*What this task involves*.
Only lines holding the word "screenshot" should be copied from the material.

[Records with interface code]
◇ ◇ ◇ ◇ ◇ ◇ ◇

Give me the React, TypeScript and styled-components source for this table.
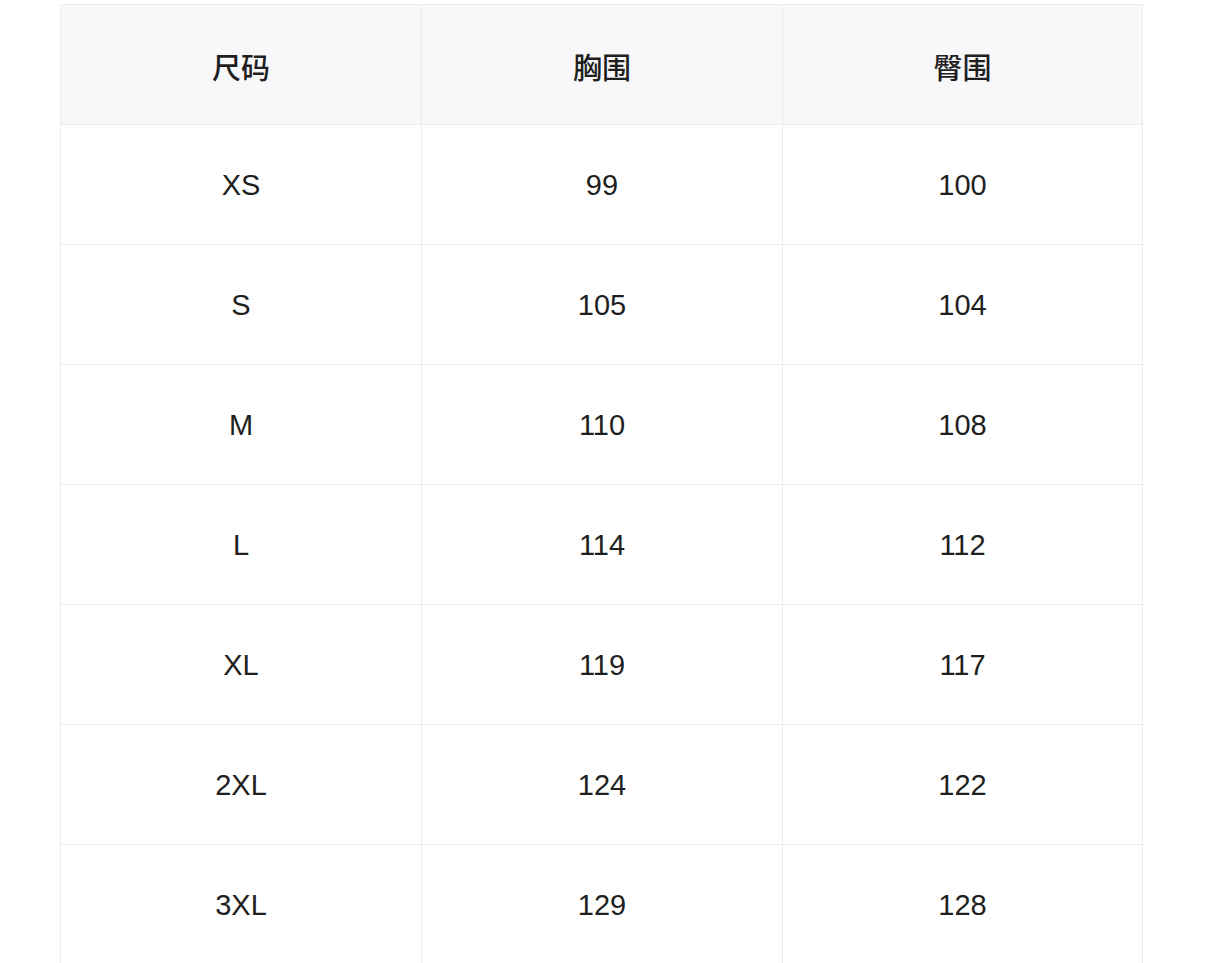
import styled, { createGlobalStyle } from "styled-components";

const GlobalStyle = createGlobalStyle`
    body {
        margin: 0;
        background: #ffffff;
        font-family: "Liberation Sans", "Noto Sans CJK SC", sans-serif;
    }
`;

const Page = styled.div`
    padding: 4px 0 0 60px;
`;

const Table = styled.div`
    width: 1082px;
    display: grid;
    grid-template-columns: 361px 361px 1fr;
    border-top: 1px solid #ececee;
    border-left: 1px solid #ececee;
`;

const Cell = styled.div<{ $head?: boolean }>`
    height: 120px;
    box-sizing: border-box;
    padding-top: 2px;
    display: flex;
    align-items: center;
    justify-content: center;
    border-right: 1px solid #ececee;
    border-bottom: 1px solid #ececee;
    background: ${(p) => (p.$head ? "#f8f8fa" : "#ffffff")};
    color: #1f1f1f;
    font-size: 29px;
    font-weight: ${(p) => (p.$head ? 500 : 400)};
    font-family: ${(p) =>
        p.$head
            ? `"Noto Sans CJK SC", sans-serif`
            : `"Liberation Sans", "Noto Sans CJK SC", sans-serif`};
`;

const headers = ["尺码", "胸围", "臀围"];

const rows = [
    ["XS", "99", "100"],
    ["S", "105", "104"],
    ["M", "110", "108"],
    ["L", "114", "112"],
    ["XL", "119", "117"],
    ["2XL", "124", "122"],
    ["3XL", "129", "128"],
];

export default function App() {
    return (
        <Page>
            <GlobalStyle />
            <Table>
                {headers.map((h) => (
                    <Cell key={h} $head>
                        {h}
                    </Cell>
                ))}
                {rows.map((r) =>
                    r.map((v, i) => <Cell key={r[0] + i}>{v}</Cell>)
                )}
            </Table>
        </Page>
    );
}
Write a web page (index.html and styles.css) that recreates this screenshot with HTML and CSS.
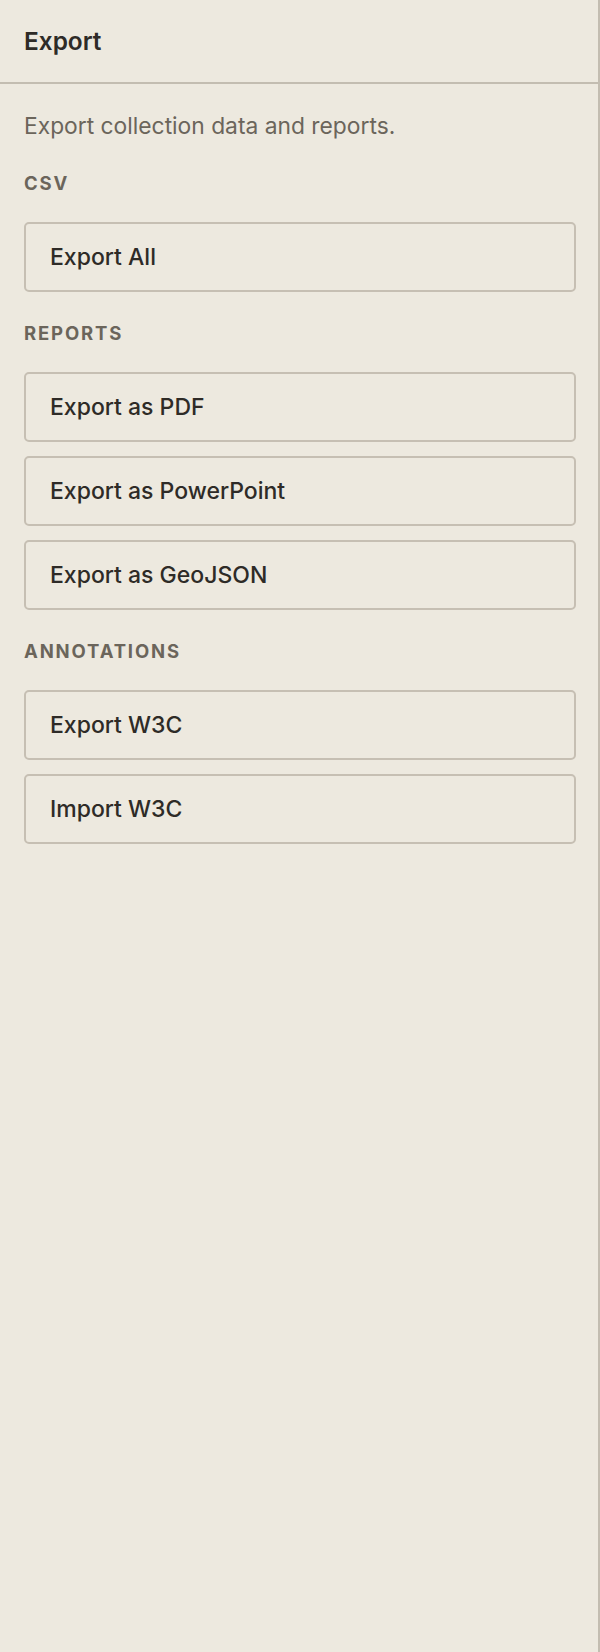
FILE: index.html
```html
<!DOCTYPE html>
<html lang="en">
<head>
<meta charset="utf-8">
<title>Export</title>
<link rel="stylesheet" href="styles.css">
</head>
<body>
<aside class="panel">
  <header class="panel-header">
    <h1 class="panel-title">Export</h1>
  </header>
  <div class="panel-body">
    <p class="panel-desc">Export collection data and reports.</p>
    <section class="group">
      <h2 class="group-label">CSV</h2>
      <div class="group-actions">
        <button class="action" type="button">Export All</button>
      </div>
    </section>
    <section class="group">
      <h2 class="group-label">Reports</h2>
      <div class="group-actions">
        <button class="action" type="button">Export as PDF</button>
        <button class="action" type="button">Export as PowerPoint</button>
        <button class="action" type="button">Export as GeoJSON</button>
      </div>
    </section>
    <section class="group">
      <h2 class="group-label">Annotations</h2>
      <div class="group-actions">
        <button class="action" type="button">Export W3C</button>
        <button class="action" type="button">Import W3C</button>
      </div>
    </section>
  </div>
</aside>
</body>
</html>
```
FILE: styles.css
```css
* {
  box-sizing: border-box;
}

html, body {
  margin: 0;
  padding: 0;
  background: #ede9df;
}

body {
  font-family: Inter, "Liberation Sans", sans-serif;
  color: #2e2b27;
}

.panel {
  width: 600px;
  min-height: 1652px;
  background: #ede9df;
  border-right: 2px solid #c3bdb1;
}

.panel-header {
  padding: 24px 24px;
  border-bottom: 2px solid #c3bdb1;
}

.panel-title {
  margin: 0;
  font-size: 24.4px;
  line-height: 34px;
  font-weight: 600;
  color: #2e2b27;
}

.panel-body {
  padding: 24px 22px 24px 24px;
  display: flex;
  flex-direction: column;
}

.panel-desc {
  margin: 0 0 25px;
  font-size: 22.8px;
  line-height: 36px;
  color: #6b655b;
}

.group {
  display: flex;
  flex-direction: column;
  margin-bottom: 26.3px;
}

.group-label {
  margin: 0 0 25.3px;
  font-size: 18.5px;
  line-height: 28px;
  font-weight: 700;
  letter-spacing: 0.1em;
  text-transform: uppercase;
  color: #6b655b;
}

.group-actions {
  display: flex;
  flex-direction: column;
  gap: 14.3px;
}

.action {
  display: flex;
  align-items: center;
  height: 70px;
  padding: 0 24px;
  margin: 0;
  background: transparent;
  border: 2px solid #c6bfb3;
  border-radius: 5px;
  font-family: inherit;
  font-size: 23px;
  font-weight: 500;
  color: #2e2b27;
  text-align: left;
  cursor: pointer;
}
```
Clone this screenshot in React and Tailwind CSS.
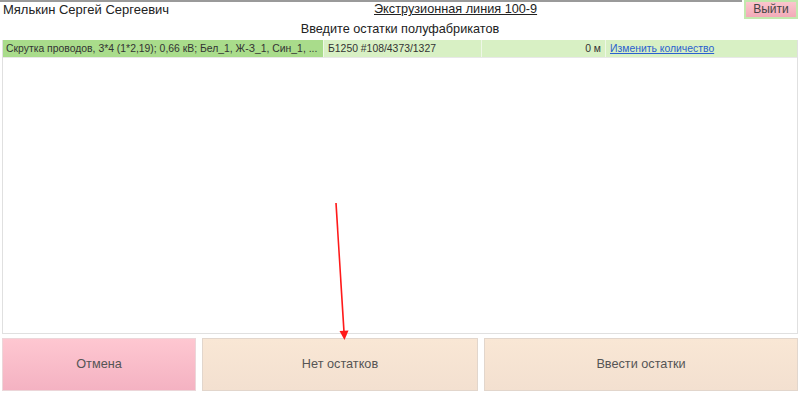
import React from 'react';

function App() {
  return (
    <div className="relative w-[800px] h-[394px] bg-white overflow-hidden font-['Liberation_Sans',Arial,sans-serif] text-[#333]">
      {/* header */}
      <div className="flex items-start h-[20px]">
        <div className="flex-1 border-t-2 border-[#9a9a9a] h-[20px] relative">
          <span className="absolute left-[3px] top-0 text-[13px] leading-[15px] text-[#222]">Мялькин Сергей Сергеевич</span>
          <span className="absolute left-[374px] top-0 text-[12.7px] leading-[15px] underline text-[#222]">Экструзионная линия 100-9</span>
        </div>
        <div className="w-[58px] pl-[2px] pr-[2px]">
          <button className="block w-[54px] h-[19px] bg-gradient-to-b from-[#fbc6cd] to-[#f2aab8] border-2 border-[#c2e8ad] text-[12px] leading-[15px] text-[#444]">
            Выйти
          </button>
        </div>
      </div>
      <div className="text-center text-[12.7px] leading-[16px] text-[#222] mt-[1px]">Введите остатки полуфабрикатов</div>

      {/* list */}
      <div className="mx-[2px] mt-[3px] h-[294px] border border-[#e0e0e0] border-t-0">
        <div className="flex h-[18px] text-[10.4px] leading-[18px] text-[#333] border-b border-[#e8e8e8]">
          <div className="w-[320px] bg-[#a9dc8b] px-[3px] whitespace-nowrap overflow-hidden">Скрутка проводов, 3*4 (1*2,19); 0,66 кВ; Бел_1, Ж-З_1, Син_1, ...</div>
          <div className="w-[158px] bg-[#d8f0c4] px-[4px] border-l border-[#eef7e6]">Б1250 #108/4373/1327</div>
          <div className="w-[124px] bg-[#d8f0c4] px-[4px] text-right border-l border-[#eef7e6]">0 м</div>
          <div className="flex-1 bg-[#d8f0c4] px-[4px] border-l border-[#eef7e6]">
            <a className="text-[#2a5fcf] underline">Изменить количество</a>
          </div>
        </div>
      </div>

      {/* buttons */}
      <div className="flex gap-[6px] mx-[2px] mt-[4px] h-[53px]">
        <button className="w-[194px] bg-gradient-to-b from-[#fec7d1] to-[#f4b2c2] border border-[#ecd6d9] text-[12.7px] text-[#555]">
          Отмена
        </button>
        <button className="w-[276px] bg-gradient-to-b from-[#f9e7d5] to-[#f3e0d0] border border-[#e2d6cc] text-[12.7px] text-[#555]">
          Нет остатков
        </button>
        <button className="flex-1 bg-gradient-to-b from-[#f9e7d5] to-[#f3e0d0] border border-[#e2d6cc] text-[12.7px] text-[#555]">
          Ввести остатки
        </button>
      </div>

      {/* red annotation arrow */}
      <svg className="absolute left-0 top-0 pointer-events-none" width="800" height="394">
        <line x1="336" y1="203" x2="344" y2="332" stroke="#ff1a1a" strokeWidth="1.6" />
        <polygon points="339.5,331 348.5,330.5 344.5,340" fill="#ff1a1a" />
      </svg>
    </div>
  );
}

export default App;
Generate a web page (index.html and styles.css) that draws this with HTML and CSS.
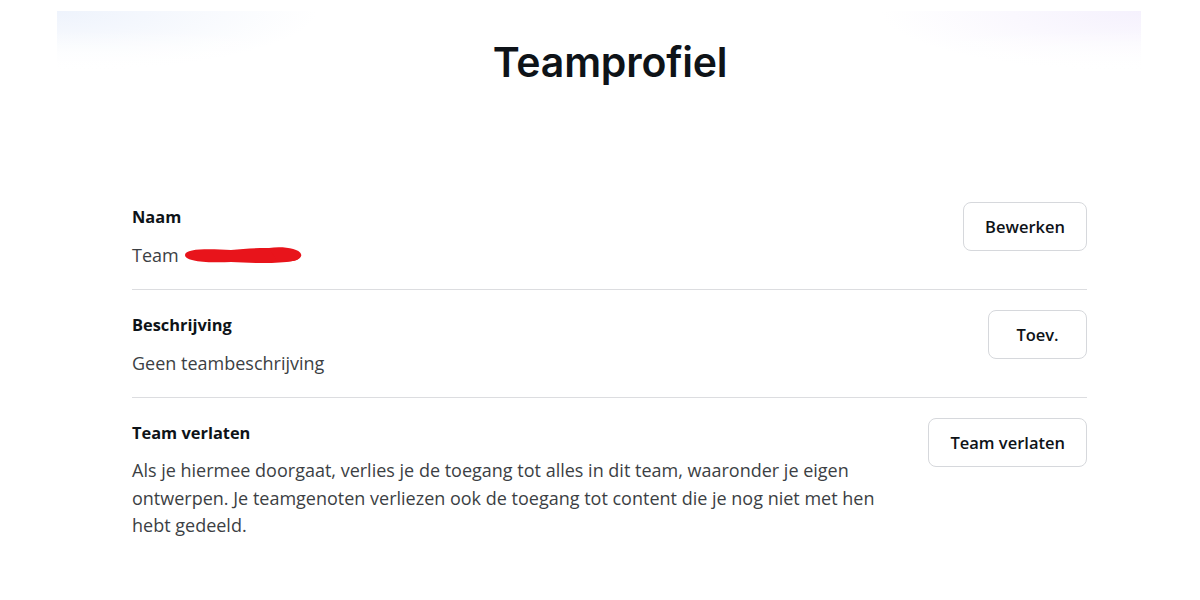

◇ ◇ ◇ ◇ ◇ ◇ ◇

*Task response*.
Write a web page (index.html and styles.css) that recreates this screenshot with HTML and CSS.
Clone this screenshot in React and Tailwind CSS.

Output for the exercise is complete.